The Probate ProSM, is proud to have Angela Esseily as a member of the team. Joining in March 2019, Angela helps The Probate ProSM with conservatorship and guardianship cases. Sitting down with Angela, she shared with us her experiences that led her to where she is today.
The Probate Pro (TPP): You have a very interesting backstory as to how you arrived at The Probate ProSM, would you care to share with us?
Angela: Originally, I joined The Probate ProSM in February of 2016. I started off as a law clerk, while seeing some paralegal work as well. As a paralegal, it was more secretary-related work, whereas being a law clerk, everyone I was working with was trying to get me ready for practicing law.
TPP: What was your experience as a law clerk and paralegal like?
Angela: I was getting familiar with the courts, so I was running around a lot, going from county to county. I even got to do some out of county filing, so that was cool. Really, it was about just getting the experience of what probate court was like, because probate was completely new to me.
I would say that experience did a lot to prepare me for what was to come as an attorney and in terms of being familiar with the courts and the ways the clerks worked. Otherwise, as far as the actual work in the office went, I got a lot of opportunities to write memos and do research and that supplemented my legal studies from law school.
TPP: What were maybe three things you took away from being a law clerk and paralegal?

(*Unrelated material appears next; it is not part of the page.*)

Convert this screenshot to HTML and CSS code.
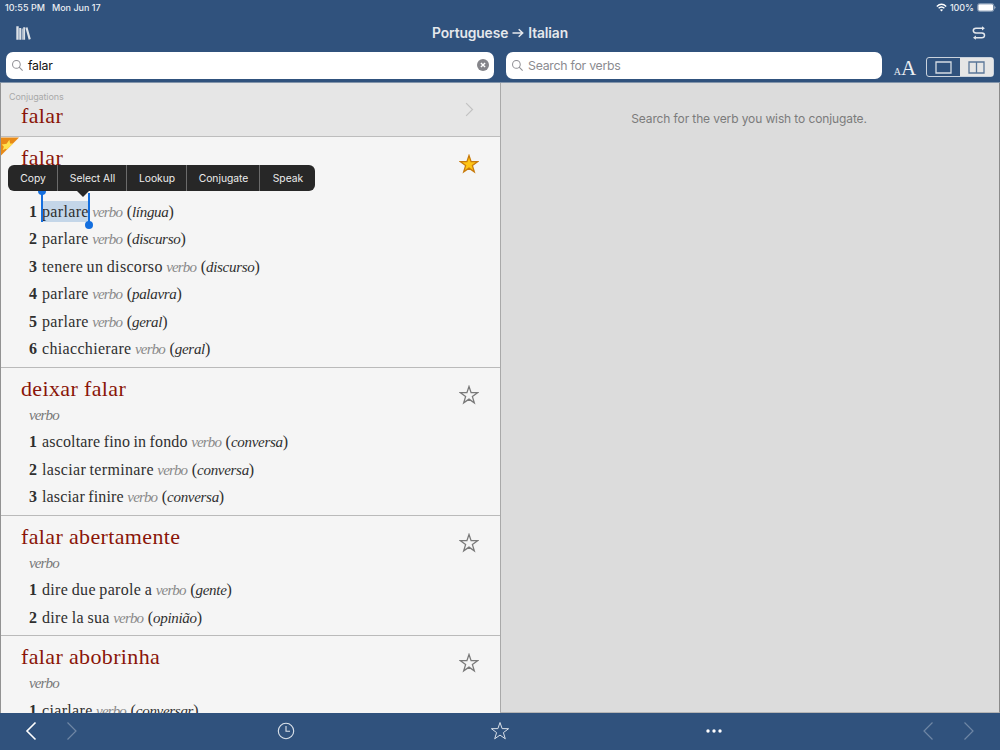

Angela: I guess just being familiar with the courts is one because I never did that before and that was a big deal for me.

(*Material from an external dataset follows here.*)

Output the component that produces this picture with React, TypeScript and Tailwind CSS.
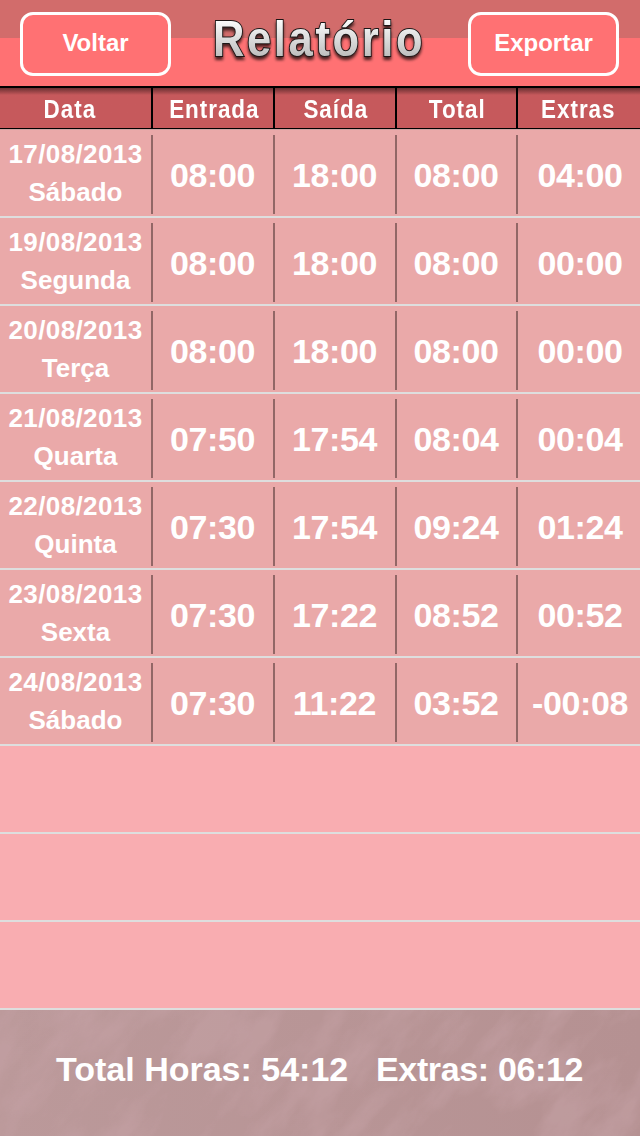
const columns = [
  { label: "Data", pad: "pr-[11px]" },
  { label: "Entrada", pad: "pl-0.5" },
  { label: "Saída", pad: "pl-0.5" },
  { label: "Total", pad: "pl-0.5" },
  { label: "Extras", pad: "pr-px" },
];

const rows = [
  { date: "17/08/2013", day: "Sábado", hours: ["08:00", "18:00", "08:00", "04:00"] },
  { date: "19/08/2013", day: "Segunda", hours: ["08:00", "18:00", "08:00", "00:00"] },
  { date: "20/08/2013", day: "Terça", hours: ["08:00", "18:00", "08:00", "00:00"] },
  { date: "21/08/2013", day: "Quarta", hours: ["07:50", "17:54", "08:04", "00:04"] },
  { date: "22/08/2013", day: "Quinta", hours: ["07:30", "17:54", "09:24", "01:24"] },
  { date: "23/08/2013", day: "Sexta", hours: ["07:30", "17:22", "08:52", "00:52"] },
  { date: "24/08/2013", day: "Sábado", hours: ["07:30", "11:22", "03:52", "-00:08"] },
];

const grid = "grid grid-cols-[153px_122px_122px_121px_122px]";

const HeaderButton = ({ children }: { children: string }) => (
  <button className="flex h-16 w-[151px] items-center justify-center rounded-[13px] border-3 border-white bg-[#ff7173] pb-0.5 text-[24px] font-bold text-white">
    {children}
  </button>
);

const Title = () => (
  <h1 className="h-[86px] w-[230px]">
    <svg width="230" height="86" viewBox="0 0 230 86">
      <defs>
        <linearGradient id="silver" gradientUnits="userSpaceOnUse" x1="0" y1="18" x2="0" y2="57">
          <stop offset="0" stopColor="#ffffff" />
          <stop offset="1" stopColor="#bdbdbd" />
        </linearGradient>
        <filter id="shadow" x="-10%" y="-20%" width="120%" height="150%">
          <feDropShadow dx="0" dy="3" stdDeviation="1.8" floodColor="#000" floodOpacity="0.7" />
        </filter>
      </defs>
      <g transform="translate(8 0) scale(0.87 1)">
        <text
          x="0"
          y="56"
          textLength="241"
          lengthAdjust="spacing"
          fontSize="50"
          fill="url(#silver)"
          stroke="#1c1717"
          strokeWidth="2"
          paintOrder="stroke"
          filter="url(#shadow)"
          className="font-['Liberation_Sans',Arial,sans-serif] font-bold"
        >
          Relatório
        </text>
      </g>
    </svg>
  </h1>
);

const App = () => {
  return (
    <main className="flex h-[1136px] w-[640px] flex-col overflow-hidden bg-[#f9adb1] font-['Liberation_Sans',Arial,sans-serif] text-white">
      <header className="flex h-[88px] shrink-0 items-start justify-between border-b-2 border-black bg-linear-to-b from-[#d26c6b] from-[38px] to-[#ff7173] to-[38px] px-5">
        <div className="pt-3">
          <HeaderButton>Voltar</HeaderButton>
        </div>
        <Title />
        <div className="pr-px pt-3">
          <HeaderButton>Exportar</HeaderButton>
        </div>
      </header>

      {/* Column titles */}
      <div className={`${grid} h-[41px] shrink-0 border-b border-black bg-[#c6595c] bg-linear-to-b from-[#6d3032] to-[#c6595c] to-[7px]`}>
        {columns.map(({ label, pad }) => (
          <div
            key={label}
            className={`flex items-center justify-center border-r-2 border-black text-[25.5px] font-bold last:border-r-0 ${pad}`}
          >
            <span className="scale-x-[0.88] pt-0.5 tracking-[1.1px]">{label}</span>
          </div>
        ))}
      </div>

      {rows.map((row, i) => (
        <div
          key={row.date}
          className={`${grid} shrink-0 border-b-2 border-[#dedede] bg-[#eaa9a9] pb-0.5 ${i === 0 ? "h-[89px] pt-1.5 shadow-[inset_0_1px_0_#cfa3a3]" : "h-[88px] pt-[5px]"}`}
        >
          <div className="flex flex-col items-center border-r-2 border-[#926766] text-[26px] leading-[38px] font-bold">
            <span className="tracking-[0.4px]">{row.date}</span>
            <span>{row.day}</span>
          </div>
          {row.hours.map((hour, j) => (
            <div
              key={j}
              className="flex items-center justify-center border-r-2 border-[#926766] pt-0.5 pr-px text-[34px] font-bold tracking-[-0.35px] last:border-r-0 last:pr-0 last:pl-0.5"
            >
              {hour}
            </div>
          ))}
        </div>
      ))}

      {/* Empty rows */}
      {[0, 1, 2].map((n) => (
        <div key={n} className="h-[88px] shrink-0 border-b-2 border-[#dedede]" />
      ))}

      <footer className="relative flex h-[126px] shrink-0 items-center overflow-hidden bg-linear-to-r from-[#bb999a] to-[#b59192] pb-2 pl-14 text-[34px] font-bold">
        {/* Brushed texture */}
        <svg className="absolute inset-0 opacity-60" width="640" height="126">
          <filter id="brush" x="0" y="0" width="100%" height="100%" colorInterpolationFilters="sRGB">
            <feTurbulence type="fractalNoise" baseFrequency="0.012 0.03" numOctaves="7" seed="8" />
            <feColorMatrix values="0 0 0 0 0.77  0 0 0 0 0.63  0 0 0 0 0.645  3 0 0 0 -1.2" />
          </filter>
          <rect x="-200" y="-400" width="1040" height="900" filter="url(#brush)" transform="rotate(-50 320 63)" />
        </svg>
        <span className="relative w-80">Total Horas: 54:12</span>
        <span className="relative tracking-[-0.35px]">Extras: 06:12</span>
      </footer>
    </main>
  );
};

export default App;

Being able to interact with other people outside the law firm was also big. Just building relationships with those clients and PI attorneys. People don’t realize just how much you have to work with people and these [probate cases] are always sensitive and you have to learn how to go about things, so that was different.
Finally, just getting that experience of working in a law firm was enough to take something away because in college, I was waitressing. When I was a paralegal it was more like sticking to one group of people and not really expanding.

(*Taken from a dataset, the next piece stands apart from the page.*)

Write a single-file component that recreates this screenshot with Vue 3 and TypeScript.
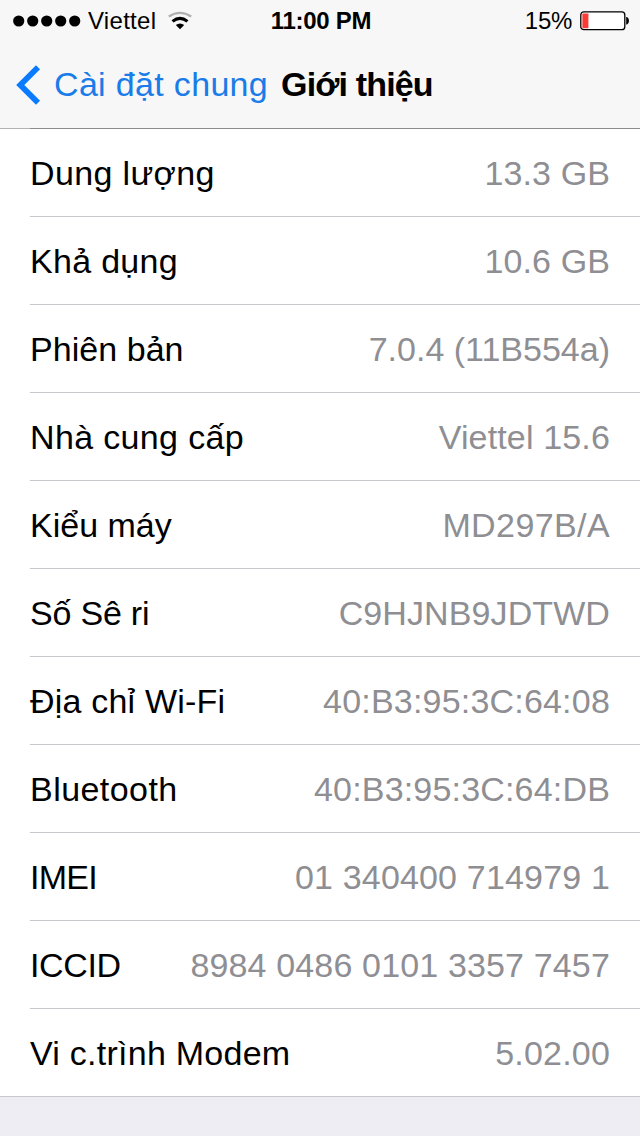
<script setup lang="ts">
interface InfoRow {
  label: string
  value: string
  labelTracking: number
  valueTracking: number
}

const rows: InfoRow[] = [
  { label: 'Dung lượng', value: '13.3 GB', labelTracking: 0.35, valueTracking: 0.1 },
  { label: 'Khả dụng', value: '10.6 GB', labelTracking: 0.3, valueTracking: 0.1 },
  { label: 'Phiên bản', value: '7.0.4 (11B554a)', labelTracking: 0.05, valueTracking: 0 },
  { label: 'Nhà cung cấp', value: 'Viettel 15.6', labelTracking: 0.35, valueTracking: 0.15 },
  { label: 'Kiểu máy', value: 'MD297B/A', labelTracking: 0, valueTracking: 0.4 },
  { label: 'Số Sê ri', value: 'C9HJNB9JDTWD', labelTracking: -0.2, valueTracking: 0.1 },
  { label: 'Địa chỉ Wi-Fi', value: '40:B3:95:3C:64:08', labelTracking: 0.2, valueTracking: 0.2 },
  { label: 'Bluetooth', value: '40:B3:95:3C:64:DB', labelTracking: 0.45, valueTracking: 0.18 },
  { label: 'IMEI', value: '01 340400 714979 1', labelTracking: -0.7, valueTracking: 0.17 },
  { label: 'ICCID', value: '8984 0486 0101 3357 7457', labelTracking: -0.35, valueTracking: 0.15 },
  { label: 'Vi c.trình Modem', value: '5.02.00', labelTracking: 0.25, valueTracking: 0.2 },
]
</script>

<template>
  <div class="screen">
    <header class="top">
      <div class="status">
        <div class="carrier">
          <svg class="signal" width="68" height="12" viewBox="0 0 68 12">
            <circle v-for="n in 5" :key="n" :cx="n * 14 - 8.3" cy="6" r="5.6" />
          </svg>
          <span class="carrier-name">Viettel</span>
          <svg class="wifi" width="26" height="20" viewBox="0 0 26 20" fill="none">
            <path d="M1.8 5.6Q13 -1.8 24.2 5.6" stroke="#b0b0b0" stroke-width="2.4" />
            <path d="M5.5 10.4Q13 4.4 20.5 10.4" stroke="#000" stroke-width="3" />
            <path d="M8.8 14Q13 10.8 17.2 14L13 18.2Z" fill="#000" />
          </svg>
        </div>
        <span class="clock">11:00 PM</span>
        <div class="power">
          <span class="percent">15%</span>
          <svg class="battery" width="49" height="20" viewBox="0 0 49 20">
            <rect x="0.8" y="0.9" width="44" height="17.8" rx="3" fill="#fff" stroke="#000" stroke-width="1.3" />
            <rect x="2.4" y="2.4" width="6" height="14.8" rx="0.8" fill="#fb3a36" />
            <path d="M46.2 6H47Q49 7 49 9.8T47 13.6H46.2Z" />
          </svg>
        </div>
      </div>
      <nav class="nav">
        <svg class="chevron" width="26" height="42" viewBox="0 0 26 42" fill="none">
          <path d="M23 3.3L5.3 21L23 38.7" stroke="#0a7aff" stroke-width="5.8" />
        </svg>
        <span class="back">Cài đặt chung</span>
        <h1 class="title">Giới thiệu</h1>
      </nav>
    </header>
    <main class="list">
      <div v-for="row in rows" :key="row.label" class="row">
        <span class="label" :style="{ letterSpacing: row.labelTracking + 'px' }">{{ row.label }}</span>
        <span class="value" :style="{ letterSpacing: row.valueTracking + 'px' }">{{ row.value }}</span>
      </div>
    </main>
  </div>
</template>

<style>
body {
  background: #eeedf3;
}
</style>

<style scoped>
.screen {
  width: 640px;
  height: 1136px;
  overflow: hidden;
  background: #eeedf3;
  color: #000;
  font-family: "Liberation Sans", Arial, sans-serif;
  white-space: nowrap;
}
.top {
  height: 129px;
  background:
    linear-gradient(#b2b2b2, #b2b2b2) 0 100% / 30px 1px no-repeat,
    linear-gradient(#8c8c8c, #8c8c8c) 0 100% / 100% 1px no-repeat,
    #f7f7f7;
}
.status {
  display: grid;
  grid-template-columns: 1fr auto 1fr;
  align-items: center;
  box-sizing: border-box;
  height: 41px;
  padding: 1px 11px 0 13px;
}
.carrier,
.power {
  display: flex;
  align-items: center;
}
.power {
  justify-content: flex-end;
}
.carrier-name {
  margin-left: 7px;
  font-size: 24px;
  letter-spacing: 0.3px;
}
.wifi {
  margin-left: 11px;
}
.clock {
  font-size: 24px;
  font-weight: bold;
  letter-spacing: -0.3px;
}
.percent {
  margin-right: 8px;
  font-size: 24px;
  letter-spacing: -0.3px;
}
.nav {
  display: flex;
  align-items: center;
  height: 87px;
}
.chevron {
  margin-left: 15px;
}
.back {
  margin-left: 13px;
  color: #1a7ce8;
  font-size: 34px;
  letter-spacing: 0.33px;
}
.title {
  margin: 0 0 0 13px;
  font-size: 34px;
  letter-spacing: -0.85px;
}
.row {
  display: flex;
  justify-content: space-between;
  align-items: center;
  box-sizing: border-box;
  height: 88px;
  padding: 0 30px;
  background: linear-gradient(#c8c7cc, #c8c7cc) 30px 100% / 100% 1px no-repeat #fff;
  font-size: 34px;
}
.row:last-child {
  background-position: 0 100%;
}
.value {
  color: #8e8e93;
}
</style>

TPP: During your time as a law clerk and paralegal, who were some individuals you credit for helping you?
Angela: For sure, Kristy Black and Jason Wagner. With Kirsty, I used to do some work with her and I remember specifically – and she may not remember this – being able to follow a file from beginning to end. She kind of let me take the reins on it and it was a big deal for me. I was able to build a relationship with a client and do the work with him. He was really happy with our work in the end, closing out the estates for his wife and daughter. She also very knowledgeable, so I was able to learn a lot from her.
As for Jason, I worked with him a lot because I was able to fix issues with Personal Injury Protection (PIP) and that was fun for me because I was able to understand the language being used and the way to do billing, which is a different world.
TPP: So you took the State Bar Exam in 2017. What were you doing since passing and before joining The Probate ProSM?
Angela: I started off as a PI attorney, but I realized I wanted to do more of the helping people than dealing with just trying to get money. I wanted to help them know what they do with that money when the time comes. So I was able to bounce back into probate and I’m a lot happier and I feel less stressed because I feel more excited about going to work.
TPP: Now you’re back at The Probate ProSM. What laws do you practice here?
Angela: I practice conservatorship and guardianship law. For conservatorship law, I provide clients with assistance with funds. These are funds that benefit people with some sort of legal incapacity and even minors that somehow end up with the funds. It could be either from car accidents or maybe they inherited money from the estate. I also practice guardianship law, which is more about taking care of the client’s personal needs to some capacity if they can’t do it themselves. For people in severe accidents or sustained brain injuries, we help the guardian take over the required needs that a guardian is supposed to do. There’s a lot of laws they’re not familiar with, so we help them make sure they’re doing things the way the court wants them to.
TPP: What are some of the things you do on a daily basis for your clients?
Angela: Sometimes a client might call with questions about paperwork they received in the mail because their reports are due to the court. Often times the conservators have to make reports to the court on what they paid for and why they paid for something. So they’re asking me what they need to bring to you or the court, and what can they do to make the process easier. I’m able to assist them with that.
As for guardians, they have to report to the court on how the ward is doing and if they need further assistance or whether they’re treated the way they should be as required by the Estates and Protected Individuals Code. Sometimes it’s just a simple question asking whether they can do something or if they can purchase something for the ward because they need it for school. Sometimes they want to call and vent, and that’s okay too.
TPP: Finally, who is Angela Esseily outside of work? What do you like to do with spare time?
Angela: Well now that I’ve finished law school, I’d love to travel more around the country. I’ve been down to part of Florida often, but I want to have more experiences now. One day I’d love to travel through Europe. Visiting Spain, Italy, France seems like everyone’s dream, but I think it would be fun to visit those areas. I like to stay physically fit by going to the gym multiple times a week. I also consider myself a big reader. I enjoy reading a good book when I have the time. I’m very close to my siblings and like to spend time with them, as well as my close friends.